# [Data lines]
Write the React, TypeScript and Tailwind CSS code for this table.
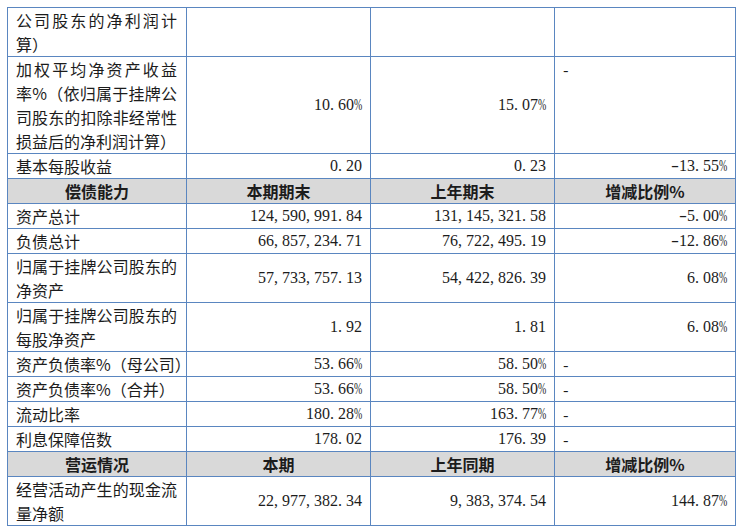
type Row =
  | { kind: "head"; cells: string[] }
  | { kind: "data"; label: string[]; a: string; b: string; c: string }

const rows: Row[] = [
  { kind: "data", label: ["公司股东的净利润计", "算）"], a: "", b: "", c: "" },
  {
    kind: "data",
    label: ["加权平均净资产收益", "率%（依归属于挂牌公", "司股东的扣除非经常性", "损益后的净利润计算）"],
    a: "10.60%",
    b: "15.07%",
    c: "-",
  },
  { kind: "data", label: ["基本每股收益"], a: "0.20", b: "0.23", c: "-13.55%" },
  { kind: "head", cells: ["偿债能力", "本期期末", "上年期末", "增减比例%"] },
  { kind: "data", label: ["资产总计"], a: "124,590,991.84", b: "131,145,321.58", c: "-5.00%" },
  { kind: "data", label: ["负债总计"], a: "66,857,234.71", b: "76,722,495.19", c: "-12.86%" },
  { kind: "data", label: ["归属于挂牌公司股东的", "净资产"], a: "57,733,757.13", b: "54,422,826.39", c: "6.08%" },
  { kind: "data", label: ["归属于挂牌公司股东的", "每股净资产"], a: "1.92", b: "1.81", c: "6.08%" },
  { kind: "data", label: ["资产负债率%（母公司）"], a: "53.66%", b: "58.50%", c: "-" },
  { kind: "data", label: ["资产负债率%（合并）"], a: "53.66%", b: "58.50%", c: "-" },
  { kind: "data", label: ["流动比率"], a: "180.28%", b: "163.77%", c: "-" },
  { kind: "data", label: ["利息保障倍数"], a: "178.02", b: "176.39", c: "-" },
  { kind: "head", cells: ["营运情况", "本期", "上年同期", "增减比例%"] },
  { kind: "data", label: ["经营活动产生的现金流", "量净额"], a: "22,977,382.34", b: "9,383,374.54", c: "144.87%" },
]

const cell = "border border-[#5a86c0] px-2 py-0"
const numCell = `${cell} text-right align-middle font-['Liberation_Serif',serif]`

// half-width, evenly spaced figures like the original document font
function Num({ v }: { v: string }) {
  return (
    <span className="whitespace-nowrap">
      {v.split("").map((ch, i) =>
        /[0-9]/.test(ch) ? (
          ch
        ) : ch === "%" ? (
          <span key={i} className="inline-block w-2 text-left scale-x-[0.62] origin-left">
            %
          </span>
        ) : ch === "-" ? (
          <span key={i} className="inline-block w-2 text-center scale-x-[1.5]">
            -
          </span>
        ) : (
          <span key={i} className="inline-block w-2 text-left">
            {ch}
          </span>
        )
      )}
    </span>
  )
}

function Label({ lines }: { lines: string[] }) {
  return (
    <td className={`${cell} pr-[9px] align-top`}>
      {lines.map((l, i) => (
        <div
          key={i}
          className={
            i < lines.length - 1
              ? "whitespace-nowrap text-justify [text-align-last:justify]"
              : "whitespace-nowrap"
          }
        >
          {l}
        </div>
      ))}
    </td>
  )
}

export default function App() {
  return (
    <div
      lang="zh-CN"
      className="w-[740px] h-[526px] overflow-hidden bg-white pt-[7px] pl-[7px] font-['Noto_Sans_CJK_SC',sans-serif] text-[16px] leading-[24px] text-[#1c1c1c]"
    >
      <table className="table-fixed border-collapse w-[729px]">
        <colgroup>
          <col className="w-[179px]" />
          <col className="w-[184px]" />
          <col className="w-[184px]" />
          <col className="w-[181px]" />
        </colgroup>
        <tbody>
          {rows.map((r, i) =>
            r.kind === "head" ? (
              <tr key={i} className="bg-[#d9d9d9]">
                {r.cells.map((c, j) => (
                  <td key={j} className={`${cell} text-center font-bold`}>
                    {c}
                  </td>
                ))}
              </tr>
            ) : (
              <tr key={i}>
                <Label lines={r.label} />
                <td className={numCell}>{r.a && <Num v={r.a} />}</td>
                <td className={numCell}>{r.b && <Num v={r.b} />}</td>
                {r.c === "-" ? (
                  <td className={`${cell} text-left align-top`}>-</td>
                ) : (
                  <td className={numCell}>{r.c && <Num v={r.c} />}</td>
                )}
              </tr>
            )
          )}
        </tbody>
      </table>
    </div>
  )
}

# [Set exercise]
Return nothing but the lines running from the start of the data to the line with "string[]; a: string;", please, both ends included and no pictures.

# [Task answer]
Write the React, TypeScript and Tailwind CSS code for this table.
type Row =
  | { kind: "head"; cells: string[] }
  | { kind: "data"; label: string[]; a: string; b: string; c: string }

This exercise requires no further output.